Influence of pump-beam parameters and crystal optical properties on propagation of thermally affected Bessel–Gaussian beams generated by a solid-state laser

Abstract

In diode-pumped solid-state laser system, the generation and propagation of Helmholtz–Gaussian beam families such as Bessel–Gaussian (BG) beam can dramatically suffer from the effects of heat load. In this study, based on the ABCD matrix for BG beams passing through a graded-index medium, expressions for the thermal lens focal length and the output beam are obtained. Furthermore, to evaluate the impact of the pump-beam parameters and crystal optical properties, the intensity distribution of the zeroth- and first-order BG beams against radial distance together with its corresponding transverse intensity pattern on X–Y plane under different pump powers, pump beam waists, absorption coefficients, and thermal conductivities are simulated and compared.

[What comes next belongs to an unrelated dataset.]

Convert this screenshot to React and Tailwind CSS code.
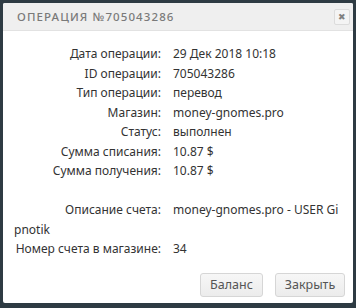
export default function App() {
  const rows = [
    ['Дата операции:', '29 Дек 2018 10:18'],
    ['ID операции:', '705043286'],
    ['Тип операции:', 'перевод'],
    ['Магазин:', 'money-gnomes.pro'],
    ['Статус:', 'выполнен'],
    ['Сумма списания:', '10.87 $'],
    ['Сумма получения:', '10.87 $'],
  ]

  return (
    <div className="w-[356px] h-[308px] bg-[#2e3b43] p-[3px] pb-[5px]" style={{ fontFamily: '"Noto Sans", "Open Sans", sans-serif' }}>
      <div className="h-full bg-white rounded-[2px] flex flex-col overflow-hidden">
        <div className="h-[28px] bg-[#efefef] border-b border-[#e2e2e2] flex items-center justify-between pl-[14px] pr-[3px]">
          <span className="text-[11.5px] font-medium tracking-[1.1px] text-[#7a7a7a] uppercase">Операция №705043286</span>
          <button className="w-[16px] h-[16px] border border-[#dcdcdc] bg-[#f4f4f4] rounded-[2px] flex items-center justify-center text-[9px] leading-none text-[#808080]">
            ✖
          </button>
        </div>

        <div className="flex-1 pl-[11px] pt-[13px] text-[12px] text-[#333] leading-[19.5px]">
          {rows.map(([label, value]) => (
            <div key={label} className="flex">
              <span className="w-[147px] text-right shrink-0">{label}</span>
              <span className="ml-[12px]">{value}</span>
            </div>
          ))}
          <div className="h-[19.5px]" />
          <div>
            <span className="inline-block w-[147px] text-right">Описание счета:</span>
            <span className="ml-[12px]">money-gnomes.pro - USER Gi</span>
            <br />
            pnotik
          </div>
          <div className="flex">
            <span className="w-[147px] text-right shrink-0">Номер счета в магазине:</span>
            <span className="ml-[12px]">34</span>
          </div>
        </div>

        <div className="flex justify-end gap-[12px] pr-[8px] pb-[6px]">
          <button className="w-[63px] h-[24px] rounded-[3px] border border-[#d6d6d6] bg-gradient-to-b from-[#f7f7f7] to-[#ececec] text-[12.5px] text-[#555]">
            Баланс
          </button>
          <button className="w-[70px] h-[24px] rounded-[3px] border border-[#d6d6d6] bg-gradient-to-b from-[#f7f7f7] to-[#ececec] text-[12.5px] text-[#555]">
            Закрыть
          </button>
        </div>
      </div>
    </div>
  )
}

The simulation results indicate that for powerful narrow pump beam, the thermal-induced effects are so dramatic that the intensity profiles are altered, as the discernment of BG beams is not easily feasible; however, taking into account the large pump waist, high thermal conductivity and small absorption coefficient can partly cause the laser output similar to non-thermal one despite high pumping power is received. Therefore, the precise selection of laser parameters can considerably reduce the effects of induced heat on the generation and propagation of BG beams. The obtained results are a valuable hint to experimenters for beam identification and beam quality monitoring.